The storage of affordable housing inventory is not the only challenge in moving people off the streets or out of temporary shelters. Several Complex social issues are linked to homelessness.
Many people who are homeless have jobs -- but their wages either are too low or their work is too seasonal to secure stable housing. Domestic violence can also be a contributing factor. One study found that 92 percent of homeless women had experienced severe physical or sexual assault at some point in their lives.
Nearly 36 percent of homeless persons are living with a mental illness. Individuals returning to the community after discharge from mental health facilities, the foster care system or state prisons also struggle to find the stable housing they need to anchor them as they search for jobs and services to help them succeed. Drug and alcohol addition are often factors as well.
Youth homelessness shares many of the same drivers, but LGBTQ youth are notably over-represented. In many cases, LGBTQ youth face homelessness after being rejected by family or their communities because of their identity.
FRAMEWORK FOR A HEALTHY COMMUNITY
Without stable housing, individuals and families are thrown into a tailspin of uncertainty and the pool of greater Seattle residents facing homelessness grows every day. Research demonstrates that swiftly meeting the basic needs of housing and food allows children and adults to stay on their feet and plan beyond tomorrow.
As one of eight elements within Seattle Foundation's Healthy Community Framework, Basic Needs is comprised of three strategies: to address and positively impact homelessness, build more affordable housing and alleviate hunger.
A NEW ALLY: LANDLORDS
With spotty rental backgrounds and few financial resources, people who are homeless routinely find their searches for rental housing end unsuccessfully at the application process. The Landlord Liaison Project, however, provides landlords safeguards and incentives to relax the screening criteria for the homeless, thus increasing the availability or private-market rental housing for persons trying to move from homelessness to permanent housing.
Since launching in 2009, the Landlord Liaison Project has helped find stable, permanent housing for some 2,400 families and individuals in Greater Seattle. The program partners with more than 200 landlords -- some of whom own multiple properties and others who have just one. The program, which YWCA designed, is a best-practice model now being emulated across the country.
"In this market, landlords can fill their units easily," said Mona Tschurwald, who directs the project for the YWCA. "They really are going to step above and beyond in renting to people who previously have been homeless."
Back in Kirkland, Jim might never have found housing had it not been for an area homeowner who knew nothing about the nuances of the social service system -- but was ready to help. After spotting Jim digging through his garbage, he began placing a fresh sandwich atop the bin each day.
It took persistence and patience, but eventually the homeowner won Jim's trust and drove him to visit Congregations for the Homeless, an Eastside nonprofit that the homeowner found online.

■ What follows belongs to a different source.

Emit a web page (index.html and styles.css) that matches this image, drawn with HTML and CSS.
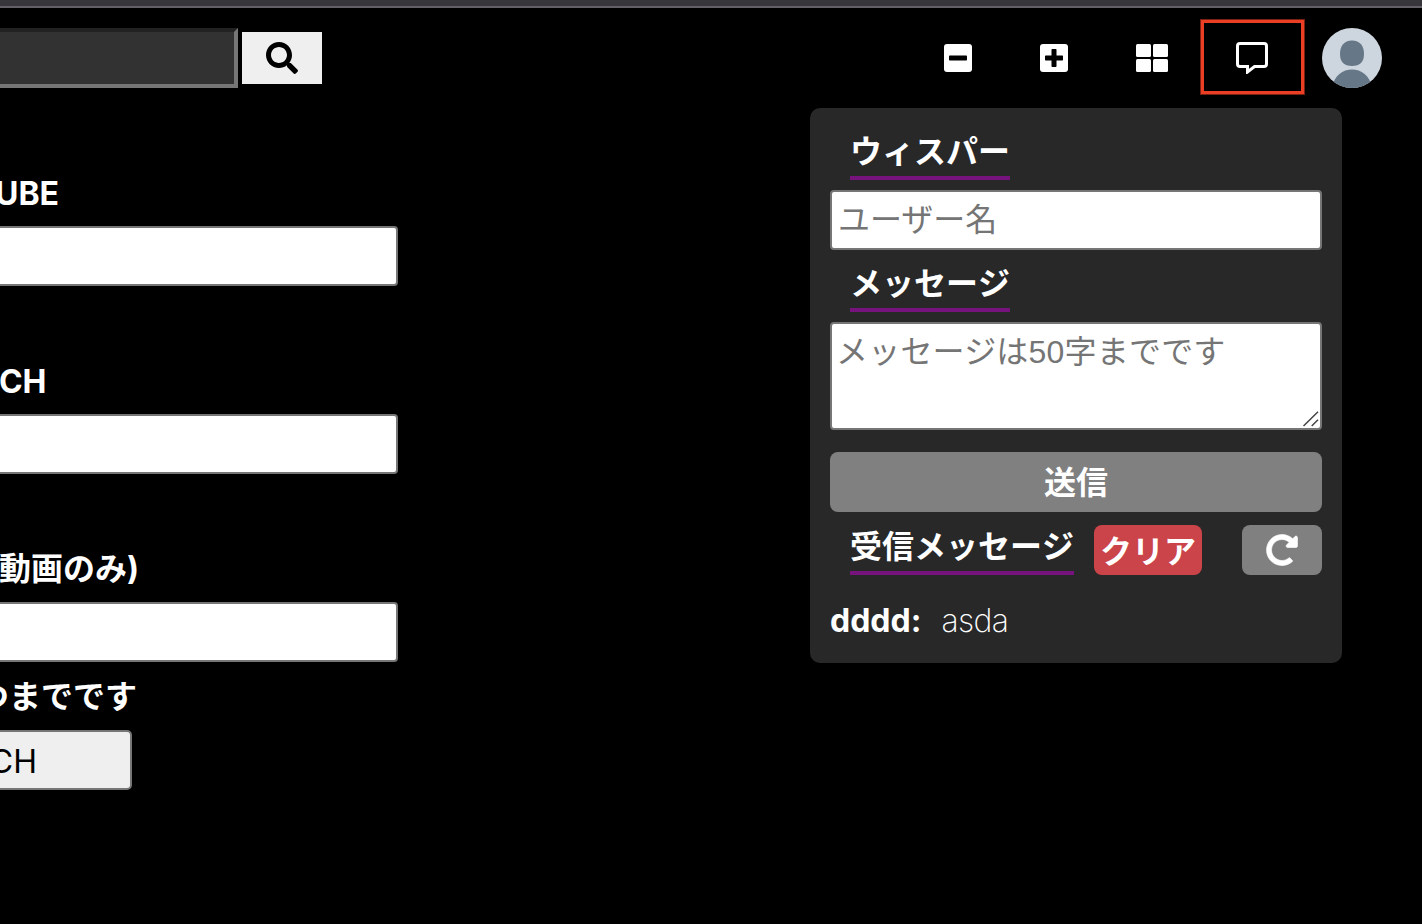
FILE: index.html
```html
<!DOCTYPE html>
<html lang="ja">
<head>
<meta charset="utf-8">
<title>ウィスパー</title>
<link rel="stylesheet" href="styles.css">
</head>
<body>
<div class="strip"></div>
<header class="header">
  <form class="search">
    <input class="search-input" type="text">
    <button class="search-btn" type="button"><svg width="32" height="32" viewBox="0 0 512 512"><path d="M505 442.7L405.3 343c-4.5-4.5-10.6-7-17-7H372c27.6-35.3 44-79.7 44-128C416 93.1 322.9 0 208 0S0 93.1 0 208s93.1 208 208 208c48.3 0 92.7-16.4 128-44v16.3c0 6.4 2.5 12.5 7 17l99.7 99.7c9.4 9.4 24.6 9.4 33.9 0l28.3-28.3c9.4-9.4 9.4-24.6.1-34zM208 336c-70.7 0-128-57.2-128-128 0-70.7 57.2-128 128-128 70.7 0 128 57.2 128 128 0 70.7-57.2 128-128 128z"/></svg></button>
  </form>
  <nav class="nav">
    <svg class="minus" width="28" height="28" viewBox="0 0 28 28"><rect width="28" height="28" rx="3" fill="#fff"/><rect x="5" y="11.5" width="18" height="5" rx=".8"/></svg>
    <svg class="plus" width="28" height="28" viewBox="0 0 28 28"><rect width="28" height="28" rx="3" fill="#fff"/><path d="M5.7 11.5h5.8V5.7q0-.7.7-.7h3.6q.7 0 .7.7v5.8h5.8q.7 0 .7.7v3.6q0 .7-.7.7h-5.8v5.8q0 .7-.7.7h-3.6q-.7 0-.7-.7v-5.8H5.7q-.7 0-.7-.7v-3.6q0-.7.7-.7z"/></svg>
    <svg class="grid" width="32" height="28" viewBox="0 0 32 28" fill="#fff"><rect width="15" height="13" rx="1.5"/><rect x="17" width="15" height="13" rx="1.5"/><rect y="15" width="15" height="13" rx="1.5"/><rect x="17" y="15" width="15" height="13" rx="1.5"/></svg>
    <span class="whisper"><svg width="32" height="32" viewBox="0 0 32 32" fill="none" stroke="#fff" stroke-width="3"><path d="M4 1.500H28Q30.500 1.500 30.500 4V22Q30.500 24.500 28 24.500H18.500L11.500 30V24.500H4Q1.500 24.500 1.500 22V4Q1.500 1.500 4 1.500Z"/></svg></span>
    <svg class="avatar" width="60" height="60" viewBox="0 0 60 60"><defs><clipPath id="round"><circle cx="30" cy="30" r="30"/></clipPath></defs><g clip-path="url(#round)"><rect width="60" height="60" fill="#cdd6df"/><path d="M30 12.500C38 12.500 42 18 42 26C42 34 38 38 30 38C22 38 18 34 18 26C18 18 22 12.500 30 12.500Z" fill="#667887"/><path d="M10 60C12 47 21 41.500 30 41.500S48 47 50 60Z" fill="#667887"/></g></svg>
  </nav>
</header>
<div class="columns">
  <main class="channels">
    <div class="field"><label class="label to-ube">UBE</label><input class="box" type="text"></div>
    <div class="field"><label class="label to-ch">CH</label><input class="box" type="text"></div>
    <div class="field last"><label class="label to-movie">動画のみ)</label><input class="box" type="text"></div>
    <p class="label note">つまでです</p>
    <button class="submit" type="button">CH</button>
  </main>
  <aside class="panel">
    <h2 class="title">ウィスパー</h2>
    <input class="box user" type="text" placeholder="ユーザー名">
    <h2 class="title second">メッセージ</h2>
    <div class="area"><textarea class="box message" placeholder="メッセージは50字までです"></textarea><svg class="grip" width="16" height="16" viewBox="0 0 16 16" stroke="#444" stroke-width="1.500"><path d="M.5 15L15 .8M8.700 15L15 8.800"/></svg></div>
    <button class="send" type="button">送信</button>
    <div class="inbox">
      <h2 class="title">受信メッセージ</h2>
      <button class="clear" type="button">クリア</button>
      <button class="reload" type="button"><svg width="32" height="32" viewBox="0 0 512 512" fill="#fff" stroke="#fff" stroke-width="10"><path d="M256.455 8c66.269.119 126.437 26.233 170.859 68.685l35.715-35.715C478.149 25.851 504 36.559 504 57.941V192c0 13.255-10.745 24-24 24H345.941c-21.382 0-32.09-25.851-16.971-40.971l41.750-41.750c-30.864-28.899-70.801-44.907-113.230-45.273-92.398-.798-170.283 73.977-169.484 169.442C88.764 348.009 162.184 424 256 424c41.127 0 79.997-14.678 110.629-41.556 4.743-4.161 11.906-3.908 16.368.553l39.662 39.662c4.872 4.872 4.631 12.815-.482 17.433C378.202 479.813 319.926 504 256 504 119.034 504 8.001 392.967 8 256.002 7.999 119.193 119.646 7.755 256.455 8z"/></svg></button>
    </div>
    <p class="entry"><b>dddd:</b><span>asda</span></p>
  </aside>
</div>
</body>
</html>
```
FILE: styles.css
```css
*, *::after { box-sizing: border-box; margin: 0; }
body {
  height: 924px;
  overflow: hidden;
  background: #000;
  color: #fff;
  font: 32px/40px Inter, "Noto Sans CJK JP", sans-serif;
}
svg { display: block; flex: none; }
.strip { height: 8px; background: #36363b; border-bottom: 2px solid #636167; }
.header { display: flex; justify-content: space-between; height: 100px; padding: 20px 40px 20px 0; }
.search { display: flex; align-items: center; gap: 4px; }
.search-input { width: 238px; height: 60px; border: 4px solid; border-color: #222 #767676 #767676 #222; border-left: 0; background: #323232; }
.search-btn { display: flex; align-items: center; width: 80px; height: 52px; padding: 0 0 0 23.5px; border: 0; background: #efefef; }
.nav { display: flex; align-items: center; }
.plus { margin-left: 68px; }
.grid { margin-left: 68px; }
.whisper { position: relative; margin-left: 68px; }
.whisper::after {
  content: "";
  position: absolute;
  left: -36px;
  top: -23px;
  width: 105px;
  height: 76px;
  border: 4px solid #ea3f24;
  outline: 1px solid #7a2113;
  outline-offset: -1px;
}
.avatar { margin-left: 54px; }
.columns { display: flex; justify-content: space-between; align-items: flex-start; padding-right: 80px; }
.channels { width: 398px; padding-top: 65px; }
.field { height: 188px; }
.field.last { height: 128px; }
.label { display: flex; justify-content: flex-end; height: 53px; padding-top: 1px; font-weight: 700; white-space: nowrap; }
.to-ube { width: 59px; }
.to-ch { width: 46.5px; }
.to-movie { width: 139px; padding-top: 0; }
.note { width: 137px; height: 57px; margin-top: -4px; padding-top: 4px; }
.box {
  display: block;
  width: 100%;
  height: 60px;
  padding: 0 6px;
  border: 2px solid #767676;
  border-radius: 4px;
  background: #fff;
  font: 32px/40px "Liberation Sans", "Noto Sans CJK JP", sans-serif;
}
.channels .box { border-left: 0; border-radius: 0 4px 4px 0; }
.box::placeholder { color: #757575; opacity: 1; }
.submit {
  display: flex;
  justify-content: flex-end;
  align-items: center;
  width: 132px;
  height: 60px;
  padding: 3px 93px 0 0;
  border: 2px solid #767676;
  border-left: 0;
  border-radius: 0 5px 5px 0;
  background: #efefef;
  color: #000;
  font: 32px/40px Inter, sans-serif;
}
.panel { width: 532px; height: 555px; padding: 20px; border-radius: 10px; background: #282828; }
.title {
  width: fit-content;
  height: 52px;
  margin-left: 20px;
  padding-top: 4px;
  border-bottom: 4px solid #77137c;
  font-size: 32px;
  font-weight: 700;
  line-height: 40px;
  font-kerning: none;
}
.user { margin-top: 10px; padding-top: 1px; }
.title.second { margin-top: 10px; }
.area { position: relative; margin-top: 10px; }
.message { height: 108px; padding: 8px 4px; resize: none; letter-spacing: .2px; }
.grip { position: absolute; right: 3px; bottom: 3px; }
.send, .clear, .reload { border: 0; border-radius: 8px; background: #808080; color: #fff; font: 700 32px/40px Inter, "Noto Sans CJK JP", sans-serif; }
.send { display: block; width: 100%; height: 60px; margin-top: 22px; padding: 2px 0 0; }
.inbox { display: flex; align-items: flex-end; margin-top: 11px; }
.clear { width: 108px; height: 50px; margin-left: 20px; padding: 3px 0 0; background: #cb444a; }
.reload { display: flex; justify-content: center; align-items: center; width: 80px; height: 50px; margin-left: auto; padding: 0; }
.entry { display: flex; gap: 20px; margin-top: 25px; padding-top: 1px; }
.entry span { font-weight: 200; letter-spacing: -.6px; }
```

The nonprofit linked Jim to the medical help he needed to save his ailing feet from amputation. It also directed him to a shelter where he spent his nights with a hot meal and a warm bed. A partner agency of YWCA, Congregations for the Homeless also enrolled him in the Landlord Liaison Project to help him find a permanent home.
"If we truly are going to end homelessness in our region, it's going to take all of us," Tschurwald said. "It's not just nonprofits, government or religious groups. It's everyone -- from a homeowner who is committed to help to a landlord who is willing to give a guy a break. If everyone does just a little bit, we can make it happen."